Ensure Compressed Air Quality
I have been told that compressed air quality is important for a powder coating system. What kind of air quality should I have? What kind of problems can I expect if the air supply is not maintained properly?
For a quality compressed air supply, maintain the correct volume of air available for the powder paint system. Clean, dry air is important. The compressed air supply feeding the powder system needs to be conditioned. This is accomplished with a properly sized air dryer. Either a refrigerant or regenerative air dryer is acceptable. When the air volume required is 500 scfm or greater, a regenerative unit may be preferred. Other items required with the air dryer are a particle filter and a coalescing filter. It is best that the filters in the system be set up with automatic drains or flags that indicate when service or replacement is required.
Air quality requirements are three-fold: maximum oil content of 0.1 ppm, dew point of 35°F or lower, and particulate matter no larger than 10 microns.
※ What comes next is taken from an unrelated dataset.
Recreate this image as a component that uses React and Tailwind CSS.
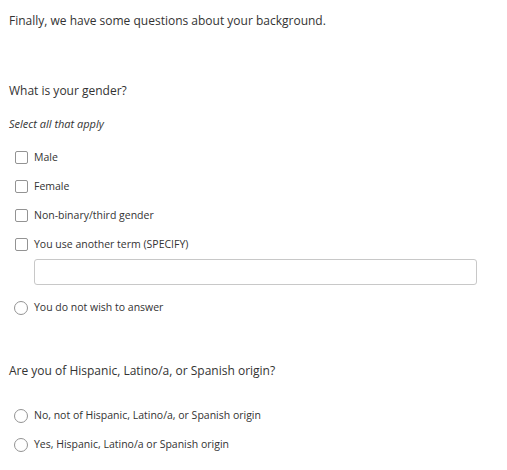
import React from "react";

function Check({ label }) {
  return (
    <label className="flex items-center h-[29px] pl-[15px]">
      <span className="w-[13px] h-[13px] border border-[#939393] rounded-[2px] bg-white shrink-0" />
      <span className="ml-[6px] text-[10.5px] text-[#333]">{label}</span>
    </label>
  );
}

function Radio({ label }) {
  return (
    <label className="flex items-center h-[29px] pl-[14px]">
      <span className="w-[14px] h-[14px] border border-[#939393] rounded-full bg-white shrink-0" />
      <span className="ml-[6px] text-[10.5px] text-[#333]">{label}</span>
    </label>
  );
}

export default function App() {
  return (
    <div
      className="w-[507px] h-[470px] bg-white text-[#333] overflow-hidden"
      style={{ fontFamily: '"Open Sans", "Noto Sans", sans-serif' }}
    >
      <div className="pt-[12px] pl-[9px] text-[12px] leading-[18px]">
        Finally, we have some questions about your background.
      </div>
      <div className="mt-[52px] pl-[9px] text-[12px] leading-[18px]">What is your gender?</div>
      <div className="mt-[17px] pl-[9px] text-[11px] italic leading-[14px]">Select all that apply</div>
      <div className="mt-[12px]">
        <Check label="Male" />
        <Check label="Female" />
        <Check label="Non-binary/third gender" />
        <Check label="You use another term (SPECIFY)" />
      </div>
      <div className="pl-[34px] pr-[30px]">
        <div className="h-[26px] border border-[#c8c8c8] rounded-[3px] bg-white" />
      </div>
      <div className="mt-[8px]">
        <Radio label="You do not wish to answer" />
      </div>
      <div className="mt-[40px] pl-[9px] text-[12px] leading-[18px]">
        Are you of Hispanic, Latino/a, or Spanish origin?
      </div>
      <div className="mt-[21px]">
        <Radio label="No, not of Hispanic, Latino/a, or Spanish origin" />
        <Radio label="Yes, Hispanic, Latino/a or Spanish origin" />
      </div>
    </div>
  );
}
By keeping the powder free of moisture, oil and other dirt, powder fluidizes more evenly, and the pump can lift the powder through the suction tube easier and transport it to the gun more efficiently.
Powder Pump Control Critical
My operators spray more powder than necessary and complain about "puffing." What role does the pump perform in the powder process and how can I avoid the "puffing" that occurs.
Control of the powder delivery is critical to the performance of the application. Charging efficiency and applied film thickness uniformity are dependent upon consistent powder delivery.
Many users do not understand the importance of powder pump control. A pump is used to get powder to the spray gun. This pump, called a venturi or injector pump, is designed to pneumatically convey the powder material from the fluidized feed hopper to the spray gun.
Control of the powder delivery is important to maintaining good film control. If too much powder is sprayed, either more powder is applied to the part than is required or more reclaim powder is created. Too much powder delivery may also decrease charging efficiency by diluting the ability of the applicator to completely charge the material being applied. This leads to poor transfer efficiency and reduced material utilization. Operators often times over-compensate on powder delivery by increasing the powder output to avoid undercoated or "light" parts. This leads to an increase in powder consumption. Other factors affecting the powder delivery rate are as follows:
- Inconsistent compressed air supply or quality from the plant air source can cause pump delivery rates to increase or decrease.
- Tubing and powder hose lengths can affect the ability to provide consistent delivery rates.
- Wear of the powder pump parts can cause poor powder delivery.
- Maintain a good blend of reclaim and new powder to help control the powder particle size distribution.
- Check powder feed hoses to determine if they are pinched, routed correctly, excessively long or kinked.
- Check for impact fusion inside the hoses or on the gun components that can impair flow and cause powder surging. Performing periodic maintenance of the equipment can avoid this problem. Follow the manufacturers' guidelines for regular checks and cleaning of the components in the powder path. This includes the gun tips, electrodes and pump inserts. To prevent additional build up, never leave the powder hoses full of powder at the end of shifts or overnight. Before shutting down the system, use compressed air to blow the lines and guns free of residual powder. This should also be done at the end of each shift and before breaks.
- Check fluidization that may cause powder surging. Uneven fluidization can cause too little or too much air in the mixture at the suction tube. Fluidization should be an even and uniform soft boiling in the feed hopper.